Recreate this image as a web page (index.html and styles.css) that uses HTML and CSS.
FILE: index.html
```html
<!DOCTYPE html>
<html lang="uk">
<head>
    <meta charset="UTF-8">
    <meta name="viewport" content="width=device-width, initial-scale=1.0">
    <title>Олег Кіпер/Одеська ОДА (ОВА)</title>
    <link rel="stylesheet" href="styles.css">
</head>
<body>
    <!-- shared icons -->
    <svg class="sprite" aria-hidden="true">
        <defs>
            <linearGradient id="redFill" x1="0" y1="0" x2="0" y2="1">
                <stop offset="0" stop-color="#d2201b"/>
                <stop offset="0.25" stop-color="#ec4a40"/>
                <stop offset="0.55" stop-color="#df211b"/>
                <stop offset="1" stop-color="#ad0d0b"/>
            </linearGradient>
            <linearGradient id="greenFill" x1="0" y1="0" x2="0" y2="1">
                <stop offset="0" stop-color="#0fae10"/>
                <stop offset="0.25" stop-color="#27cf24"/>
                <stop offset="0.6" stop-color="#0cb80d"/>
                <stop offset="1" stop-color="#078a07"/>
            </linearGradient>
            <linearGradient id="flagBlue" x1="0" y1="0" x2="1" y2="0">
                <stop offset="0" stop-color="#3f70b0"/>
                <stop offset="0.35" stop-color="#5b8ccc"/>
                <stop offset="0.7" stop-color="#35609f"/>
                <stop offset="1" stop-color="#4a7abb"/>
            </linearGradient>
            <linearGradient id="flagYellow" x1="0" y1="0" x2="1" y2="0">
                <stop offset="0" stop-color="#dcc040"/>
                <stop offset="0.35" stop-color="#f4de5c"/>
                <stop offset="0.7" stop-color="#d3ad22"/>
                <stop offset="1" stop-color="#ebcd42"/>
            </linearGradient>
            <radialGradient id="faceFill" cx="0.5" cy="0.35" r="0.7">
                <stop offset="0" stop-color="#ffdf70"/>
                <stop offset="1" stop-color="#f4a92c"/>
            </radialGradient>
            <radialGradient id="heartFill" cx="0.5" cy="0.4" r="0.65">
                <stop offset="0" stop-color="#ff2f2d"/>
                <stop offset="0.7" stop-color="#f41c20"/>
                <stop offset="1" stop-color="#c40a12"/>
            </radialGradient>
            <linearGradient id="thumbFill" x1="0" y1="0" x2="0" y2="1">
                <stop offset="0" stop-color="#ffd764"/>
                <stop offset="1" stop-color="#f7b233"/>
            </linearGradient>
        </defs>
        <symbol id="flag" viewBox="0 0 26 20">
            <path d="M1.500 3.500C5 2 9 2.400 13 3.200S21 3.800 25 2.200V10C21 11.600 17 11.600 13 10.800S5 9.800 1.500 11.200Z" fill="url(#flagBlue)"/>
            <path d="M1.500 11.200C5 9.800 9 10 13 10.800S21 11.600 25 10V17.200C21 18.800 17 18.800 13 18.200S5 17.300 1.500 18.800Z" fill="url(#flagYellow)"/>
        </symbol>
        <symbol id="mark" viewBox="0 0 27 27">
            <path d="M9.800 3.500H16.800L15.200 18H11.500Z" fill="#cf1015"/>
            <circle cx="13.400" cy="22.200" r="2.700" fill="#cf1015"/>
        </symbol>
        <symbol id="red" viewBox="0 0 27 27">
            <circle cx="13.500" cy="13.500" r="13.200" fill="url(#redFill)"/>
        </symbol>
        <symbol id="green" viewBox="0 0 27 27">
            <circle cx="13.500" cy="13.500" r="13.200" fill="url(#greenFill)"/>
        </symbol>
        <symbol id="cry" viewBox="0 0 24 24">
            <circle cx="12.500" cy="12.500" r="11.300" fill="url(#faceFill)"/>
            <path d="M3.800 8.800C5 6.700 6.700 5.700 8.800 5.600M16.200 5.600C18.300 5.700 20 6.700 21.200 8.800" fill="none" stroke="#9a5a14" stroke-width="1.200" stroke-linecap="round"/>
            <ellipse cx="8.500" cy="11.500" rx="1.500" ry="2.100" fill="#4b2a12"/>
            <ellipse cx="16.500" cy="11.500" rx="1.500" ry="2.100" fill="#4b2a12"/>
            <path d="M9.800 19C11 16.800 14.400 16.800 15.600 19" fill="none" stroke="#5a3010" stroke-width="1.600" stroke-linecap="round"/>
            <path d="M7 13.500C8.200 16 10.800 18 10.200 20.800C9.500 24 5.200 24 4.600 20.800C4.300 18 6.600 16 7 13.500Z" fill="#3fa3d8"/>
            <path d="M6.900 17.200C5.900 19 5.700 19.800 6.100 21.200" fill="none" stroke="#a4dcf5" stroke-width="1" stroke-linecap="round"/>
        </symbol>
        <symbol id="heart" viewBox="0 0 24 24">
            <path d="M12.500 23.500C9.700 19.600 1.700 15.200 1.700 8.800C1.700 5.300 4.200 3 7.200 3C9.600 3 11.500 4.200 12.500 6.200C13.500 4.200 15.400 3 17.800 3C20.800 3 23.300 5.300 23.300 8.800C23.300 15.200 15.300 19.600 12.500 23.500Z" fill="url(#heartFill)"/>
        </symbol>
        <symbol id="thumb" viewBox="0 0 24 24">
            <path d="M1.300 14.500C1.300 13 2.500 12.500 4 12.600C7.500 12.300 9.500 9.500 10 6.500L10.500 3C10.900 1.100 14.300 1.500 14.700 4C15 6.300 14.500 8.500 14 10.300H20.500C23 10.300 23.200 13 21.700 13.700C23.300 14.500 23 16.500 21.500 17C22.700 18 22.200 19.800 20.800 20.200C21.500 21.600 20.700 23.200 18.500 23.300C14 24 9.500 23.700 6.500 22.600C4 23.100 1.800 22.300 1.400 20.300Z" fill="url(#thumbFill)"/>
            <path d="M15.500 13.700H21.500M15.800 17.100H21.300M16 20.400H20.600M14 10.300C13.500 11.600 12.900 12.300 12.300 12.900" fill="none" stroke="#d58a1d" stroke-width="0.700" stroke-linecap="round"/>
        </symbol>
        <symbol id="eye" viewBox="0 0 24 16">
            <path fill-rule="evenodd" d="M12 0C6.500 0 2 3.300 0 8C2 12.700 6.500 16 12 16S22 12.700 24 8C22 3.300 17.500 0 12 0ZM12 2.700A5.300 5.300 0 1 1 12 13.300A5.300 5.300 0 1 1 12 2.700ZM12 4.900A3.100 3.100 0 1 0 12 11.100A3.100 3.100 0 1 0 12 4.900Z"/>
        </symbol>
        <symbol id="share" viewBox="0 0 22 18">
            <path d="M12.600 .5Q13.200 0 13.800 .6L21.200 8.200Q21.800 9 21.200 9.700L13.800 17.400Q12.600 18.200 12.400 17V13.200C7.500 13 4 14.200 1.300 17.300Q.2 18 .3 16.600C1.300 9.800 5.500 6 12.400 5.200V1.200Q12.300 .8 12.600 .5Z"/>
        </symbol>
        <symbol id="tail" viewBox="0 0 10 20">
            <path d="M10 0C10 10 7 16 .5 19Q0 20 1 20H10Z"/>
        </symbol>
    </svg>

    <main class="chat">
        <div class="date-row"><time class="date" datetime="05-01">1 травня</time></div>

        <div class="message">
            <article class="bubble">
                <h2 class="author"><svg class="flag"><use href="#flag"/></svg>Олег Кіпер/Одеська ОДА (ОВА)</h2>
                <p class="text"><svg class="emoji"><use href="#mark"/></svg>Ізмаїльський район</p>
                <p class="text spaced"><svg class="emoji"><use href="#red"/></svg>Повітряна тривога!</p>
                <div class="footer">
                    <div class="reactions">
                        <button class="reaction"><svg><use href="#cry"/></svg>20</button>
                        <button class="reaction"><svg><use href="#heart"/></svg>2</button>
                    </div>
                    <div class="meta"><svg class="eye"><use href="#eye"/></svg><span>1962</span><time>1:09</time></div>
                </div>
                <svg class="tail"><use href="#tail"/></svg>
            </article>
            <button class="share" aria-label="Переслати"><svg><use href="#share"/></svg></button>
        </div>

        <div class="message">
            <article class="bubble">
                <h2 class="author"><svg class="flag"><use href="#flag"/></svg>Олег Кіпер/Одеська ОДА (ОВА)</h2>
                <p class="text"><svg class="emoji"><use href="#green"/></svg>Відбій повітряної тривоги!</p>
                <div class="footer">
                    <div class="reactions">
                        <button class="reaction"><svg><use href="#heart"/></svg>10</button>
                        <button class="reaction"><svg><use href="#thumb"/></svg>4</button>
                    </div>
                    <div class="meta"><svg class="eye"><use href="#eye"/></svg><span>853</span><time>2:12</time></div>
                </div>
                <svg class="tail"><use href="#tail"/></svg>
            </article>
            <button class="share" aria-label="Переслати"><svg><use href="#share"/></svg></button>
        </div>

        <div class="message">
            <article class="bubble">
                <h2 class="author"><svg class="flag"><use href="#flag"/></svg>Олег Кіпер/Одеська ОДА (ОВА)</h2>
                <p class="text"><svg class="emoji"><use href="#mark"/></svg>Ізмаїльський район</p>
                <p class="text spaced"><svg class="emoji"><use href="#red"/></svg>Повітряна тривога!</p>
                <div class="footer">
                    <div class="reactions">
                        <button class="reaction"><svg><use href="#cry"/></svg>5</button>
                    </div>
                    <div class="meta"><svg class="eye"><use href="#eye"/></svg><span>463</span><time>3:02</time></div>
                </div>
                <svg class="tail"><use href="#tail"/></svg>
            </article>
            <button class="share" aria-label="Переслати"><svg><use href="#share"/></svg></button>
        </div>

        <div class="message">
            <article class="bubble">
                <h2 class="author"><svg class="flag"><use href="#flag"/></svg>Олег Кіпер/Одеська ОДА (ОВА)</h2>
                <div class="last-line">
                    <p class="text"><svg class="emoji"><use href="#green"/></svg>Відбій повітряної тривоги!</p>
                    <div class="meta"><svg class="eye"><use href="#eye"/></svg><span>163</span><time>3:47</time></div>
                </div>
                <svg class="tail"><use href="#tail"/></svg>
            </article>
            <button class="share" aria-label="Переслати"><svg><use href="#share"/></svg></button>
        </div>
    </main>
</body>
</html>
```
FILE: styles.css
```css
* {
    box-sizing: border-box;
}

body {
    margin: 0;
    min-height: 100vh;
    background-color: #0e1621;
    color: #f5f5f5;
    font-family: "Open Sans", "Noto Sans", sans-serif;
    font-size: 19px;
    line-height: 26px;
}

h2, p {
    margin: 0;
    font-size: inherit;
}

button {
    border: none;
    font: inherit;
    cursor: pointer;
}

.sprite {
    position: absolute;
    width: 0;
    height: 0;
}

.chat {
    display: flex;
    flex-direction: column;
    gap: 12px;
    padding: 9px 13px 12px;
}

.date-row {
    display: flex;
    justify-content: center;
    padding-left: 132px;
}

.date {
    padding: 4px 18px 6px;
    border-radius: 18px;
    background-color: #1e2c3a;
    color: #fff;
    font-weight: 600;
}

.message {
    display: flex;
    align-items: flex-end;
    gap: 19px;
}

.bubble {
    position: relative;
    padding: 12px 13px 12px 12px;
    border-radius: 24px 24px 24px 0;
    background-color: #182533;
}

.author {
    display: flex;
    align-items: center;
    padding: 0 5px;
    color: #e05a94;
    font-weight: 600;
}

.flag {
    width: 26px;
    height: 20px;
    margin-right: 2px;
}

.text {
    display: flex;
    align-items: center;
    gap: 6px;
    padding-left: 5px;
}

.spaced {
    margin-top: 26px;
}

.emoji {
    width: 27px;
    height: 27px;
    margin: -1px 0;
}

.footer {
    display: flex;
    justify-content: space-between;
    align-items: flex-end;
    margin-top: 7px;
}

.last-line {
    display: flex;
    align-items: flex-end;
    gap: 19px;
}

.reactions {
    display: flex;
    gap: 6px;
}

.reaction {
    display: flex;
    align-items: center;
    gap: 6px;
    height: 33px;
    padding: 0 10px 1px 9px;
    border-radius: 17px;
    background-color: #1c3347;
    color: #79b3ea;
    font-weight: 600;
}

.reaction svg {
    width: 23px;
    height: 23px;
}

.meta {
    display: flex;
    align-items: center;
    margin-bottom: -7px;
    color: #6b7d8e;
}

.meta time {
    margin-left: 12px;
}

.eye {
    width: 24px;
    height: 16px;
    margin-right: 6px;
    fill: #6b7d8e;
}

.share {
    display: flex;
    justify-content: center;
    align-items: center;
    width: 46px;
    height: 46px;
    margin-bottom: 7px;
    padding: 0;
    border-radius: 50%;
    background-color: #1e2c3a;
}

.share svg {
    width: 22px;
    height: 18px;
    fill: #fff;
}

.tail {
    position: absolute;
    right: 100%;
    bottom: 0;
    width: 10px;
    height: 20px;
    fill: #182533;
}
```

--

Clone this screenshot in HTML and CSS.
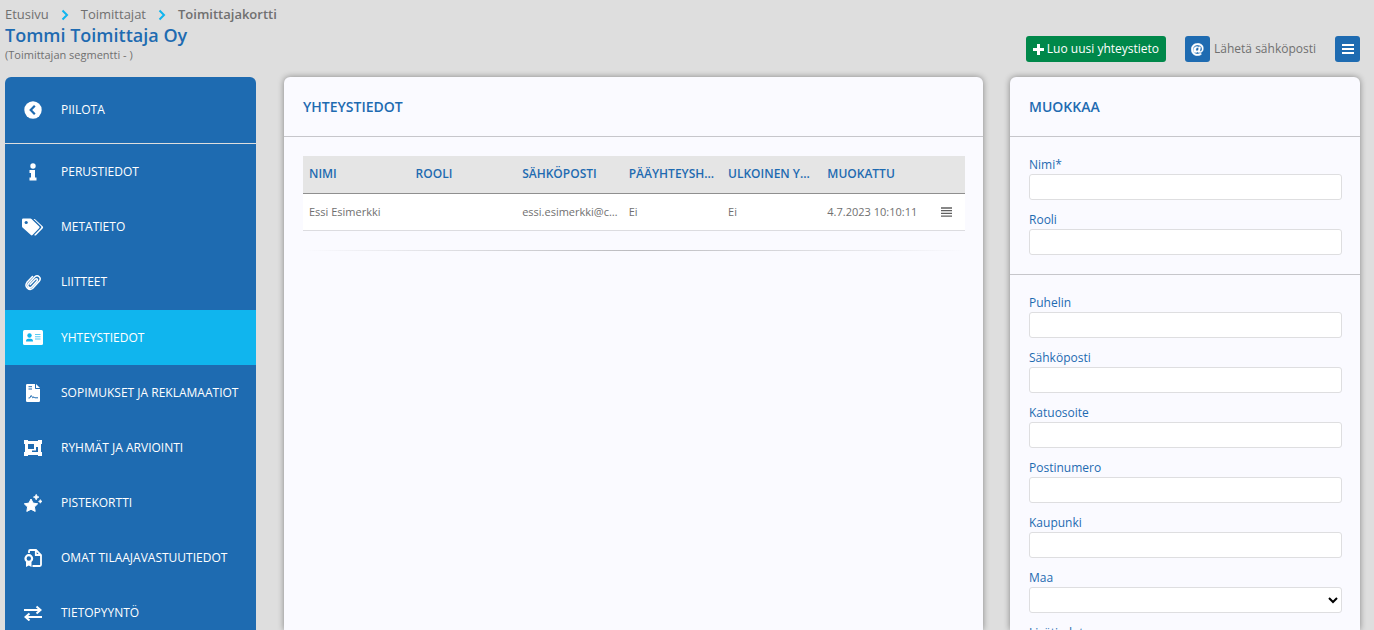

==

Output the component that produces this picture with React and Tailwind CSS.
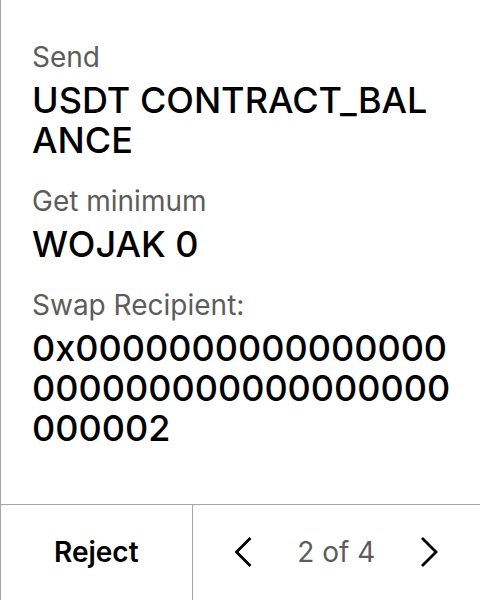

### TASK BRIEF
Take every line from the records above that has the word "this" and copy it.

### TASK RESULT
Recreate this image as a web page (index.html and styles.css) that uses HTML and CSS.
Clone this screenshot in HTML and CSS.
Output the component that produces this picture with React and Tailwind CSS.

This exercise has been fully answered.